Of course the bug may not be in the application at all but in the runtime or in the compiler. Unfortunately, since the problem happened far away from where the runtime found the accounting error a reproducer is probably needed to determine whether the bug is in the runtime or compiler.

Setting GOGC to a low number will induce many GCs and hopefully increase the chances that the bug will trigger. I have used this technique to decrease non-determinism and help create reproducers.

neclepsio commented 6 years ago

Thank you. In an attempt to make a cgo-free reproducer (which I'm far from), I discovered something that is maybe useful. I had this code:

ok := make(chan int)
go func() {
   // clear output folder
    ok <- 1
}()

go func() {
   // read 3d models and add to result channel
    ok <- 1
}()

go func() {
    // read text file
    <- ok
    <- ok
    // read from result channel and queue adding models to the view in OpenGL thread
}()

Just changing it to use a sync.WaitGroup instead of ok made the issue happen much less. From 40% of times (with a particular set of data), it now happens just 10% of times. There were no other changes in the code. I can also confirm that in all my tests I got no warning from race detector.

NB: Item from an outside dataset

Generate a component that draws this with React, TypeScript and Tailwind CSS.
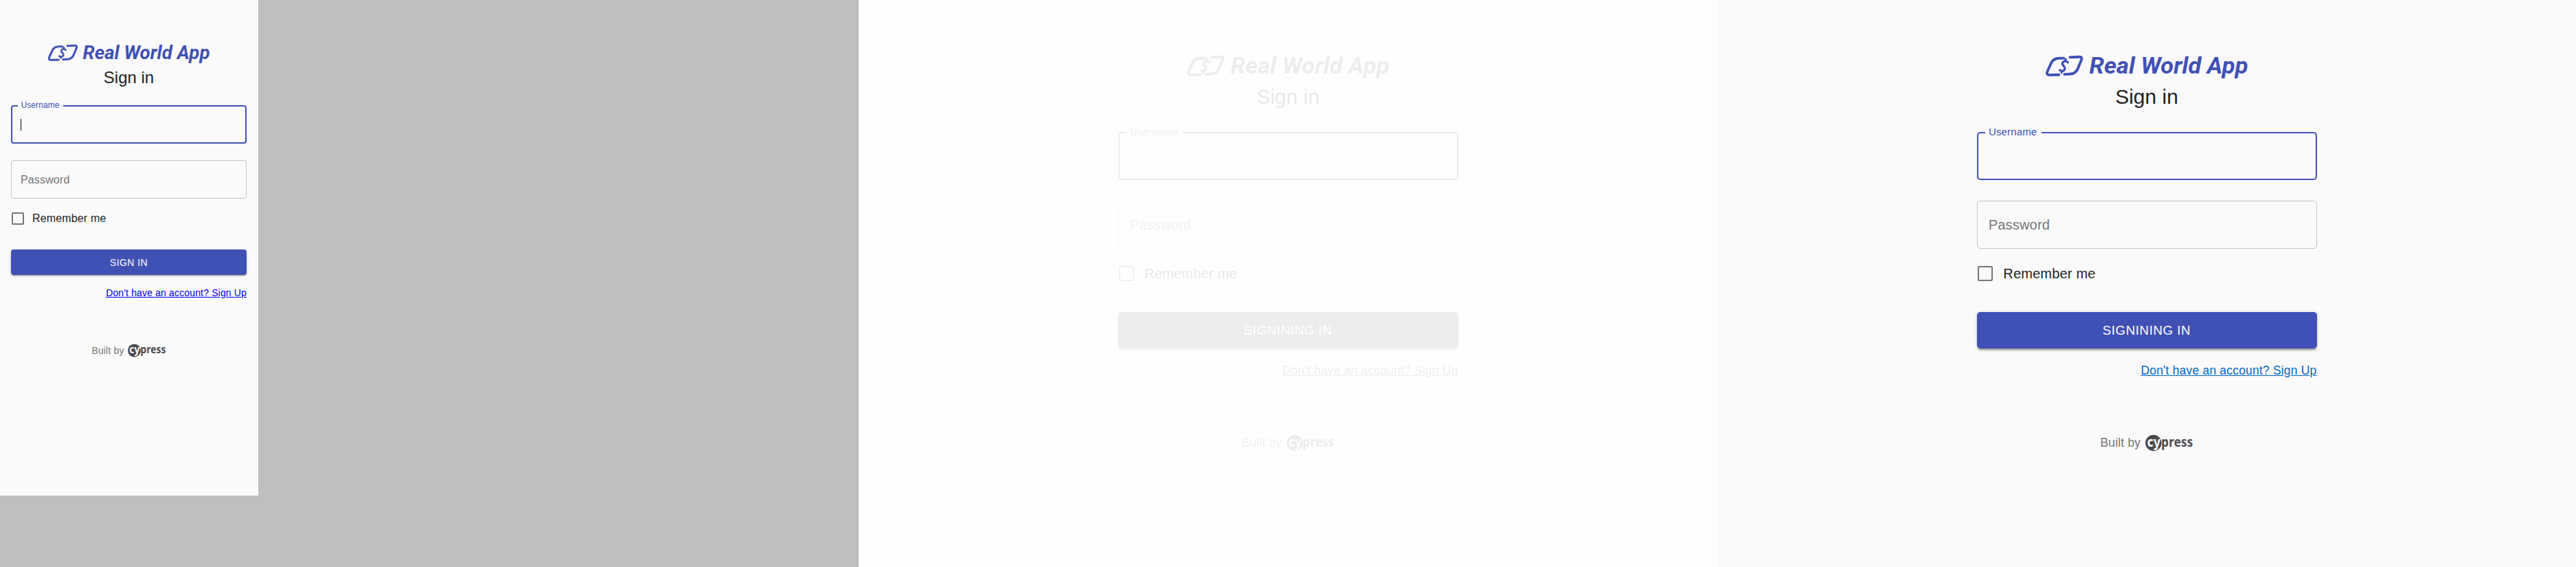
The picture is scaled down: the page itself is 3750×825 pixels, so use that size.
import React from "react";

function BrandLogo() {
  return (
    <svg width="237" height="36" viewBox="69 60 237 36" className="mx-auto block overflow-visible text-[#3f51b5]" role="img" aria-label="Real World App">
      <g
        transform="translate(55.63 56.07) scale(0.26667)"
        fill="none"
        stroke="currentColor"
        strokeWidth="11.500"
        strokeLinecap="round"
        strokeLinejoin="round"
      >
        <path d="M132 43.500L112 44C93 44.500 84 51 78 63L62 98C56 111 59 117 70 117L111 116" />
        <path d="M159 40L198 38C211 37.500 213 43 208 54L195 86C188 105 178 112 160 113L135 114" />
        <path d="M150 62C142 53 129 56 126 66C124 78 139 77 137 89C134 101 124 102 115 96" strokeWidth="10" />
        <path d="M138 53L141 48M124 103L122 107" strokeWidth="8.500" />
      </g>
      <text
        x="120.500"
        y="85.500"
        fontFamily="Roboto, sans-serif"
        fontSize="27"
        fontWeight="700"
        fontStyle="italic"
        textLength="185"
        lengthAdjust="spacingAndGlyphs"
        fill="currentColor"
      >
        Real World App
      </text>
    </svg>
  );
}

function CypressLogo() {
  return (
    <svg width="56" height="24" viewBox="0 -4 56 24" className="-mt-1 block overflow-visible" role="img" aria-label="cypress">
      <circle cx="9.500" cy="10" r="9.400" fill="#4a4a4d" />
      <g fontFamily="'Noto Sans', sans-serif" fontWeight="700" fontSize="16">
        <text x="2.200" y="14.200" textLength="15.500" lengthAdjust="spacingAndGlyphs" fill="#fff">
          cy
        </text>
        <text x="18.600" y="14.200" textLength="37" lengthAdjust="spacingAndGlyphs" fill="#4a4a4d">
          press
        </text>
      </g>
    </svg>
  );
}

type FormProps = {
  button: string;
  buttonClass: string;
  linkClass: string;
  caret?: boolean;
};

function SignInForm({ button, buttonClass, linkClass, caret }: FormProps) {
  return (
    <div className="flex flex-col pt-[60px] font-['Liberation_Sans',Arial,sans-serif] text-[#212121]">
      <BrandLogo />
      <h1 className="mt-px text-center text-2xl leading-8">Sign in</h1>
      <fieldset className="mt-[19px] h-[61.4px] rounded border-2 border-[#3f51b5]">
        <legend className="ml-2 h-3 w-[66px] pl-[4.4px] text-xs leading-[11px] tracking-[0.11px] text-[#3f51b5]">Username</legend>
        {caret && <div className="mt-[13px] ml-3 h-[17px] w-px bg-black" />}
      </fieldset>
      <div className="mt-6 flex h-14 items-center rounded border border-[#c0c0c0] px-[13px] pt-[0.5px] text-base tracking-[0.15px] text-[#757575]">
        Password
      </div>
      <label className="mt-2 flex h-[42px] items-center gap-3 pl-px text-base tracking-[0.15px]">
        <span className="size-[18px] rounded-[2px] border-2 border-[#757575]" />
        Remember me
      </label>
      <button
        className={
          "mt-6 rounded bg-[#3f51b5] font-medium text-white shadow-[0px_3px_1px_-2px_rgba(0,0,0,0.2),0px_2px_2px_0px_rgba(0,0,0,0.14),0px_1px_5px_0px_rgba(0,0,0,0.12)] " +
          buttonClass
        }
      >
        {button}
      </button>
      <a className={"self-end text-sm leading-5 tracking-[0.15px] underline " + linkClass}>Don't have an account? Sign Up</a>
      <div className="mt-16 flex items-center justify-center gap-[5px] text-sm leading-5 tracking-[0.15px] text-[#757575]">
        Built by
        <CypressLogo />
      </div>
    </div>
  );
}

function DesktopScreen() {
  return (
    <div className="h-[660px] w-[1000px] bg-[#fafafa] [zoom:1.25]">
      <div className="mx-auto w-[396px]">
        <SignInForm
          button="SIGNINING IN"
          buttonClass="h-[42.25px] text-[15px] tracking-[0.43px]"
          linkClass="mt-4 text-[#0068c9]"
        />
      </div>
    </div>
  );
}

export default function App() {
  return (
    <main className="flex h-[825px] w-[3750px] overflow-hidden bg-white">
      <section className="h-[825px] w-[1250px] bg-[#bfbfbf]">
        <div className="h-[721px] w-[376px] border-r border-b border-white bg-[#fafafa] px-4">
          <SignInForm
            button="SIGN IN"
            buttonClass="h-[36.5px] text-sm tracking-[0.4px]"
            linkClass="mt-4 text-[#0000ee]"
            caret
          />
        </div>
      </section>
      <section className="w-[1250px] opacity-[0.1] grayscale">
        <DesktopScreen />
      </section>
      <section className="w-[1250px]">
        <DesktopScreen />
      </section>
    </main>
  );
}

After that, I added a "rate limiter" to the goroutine adding models to the view (which runs in the OpenGL thread): before, it added the models as soon as they where sent to the (unbuffered) channel. Now the channel is buffered and the goroutine only adds the models to the view once per second. After that, I got no crashes.

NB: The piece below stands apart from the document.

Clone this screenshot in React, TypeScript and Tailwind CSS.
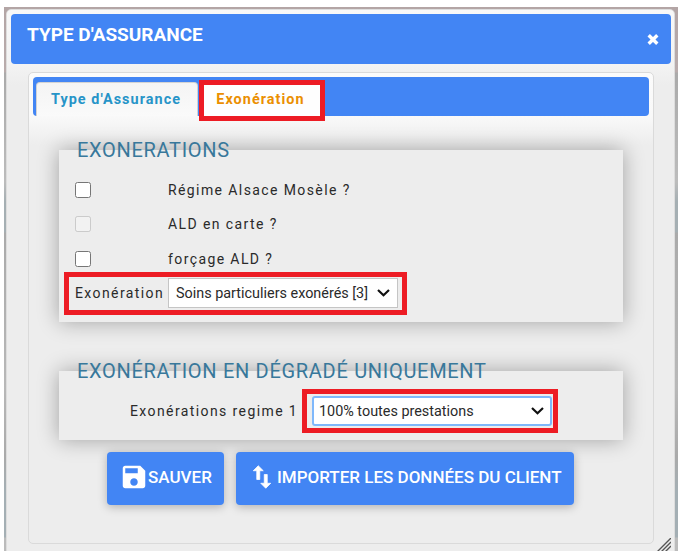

neclepsio commented 6 years ago

@RLH thank you for your explaination, which I read after my message (which waited to be confirmed for several hours while I did my tests). You are right, after I changed GOGC the issue resurfaced. Since we suspect the issue is in cgo library, I don't know if the issue should be reopen or kept closed until I can write a reproducer.

ALTree commented 6 years ago

Since we suspect the issue is in cgo library, I don't know if the issue should be reopen or kept closed until I can write a reproducer.

Let's keep this closed, and open a new one when (if) you find a reasonably short reproducer.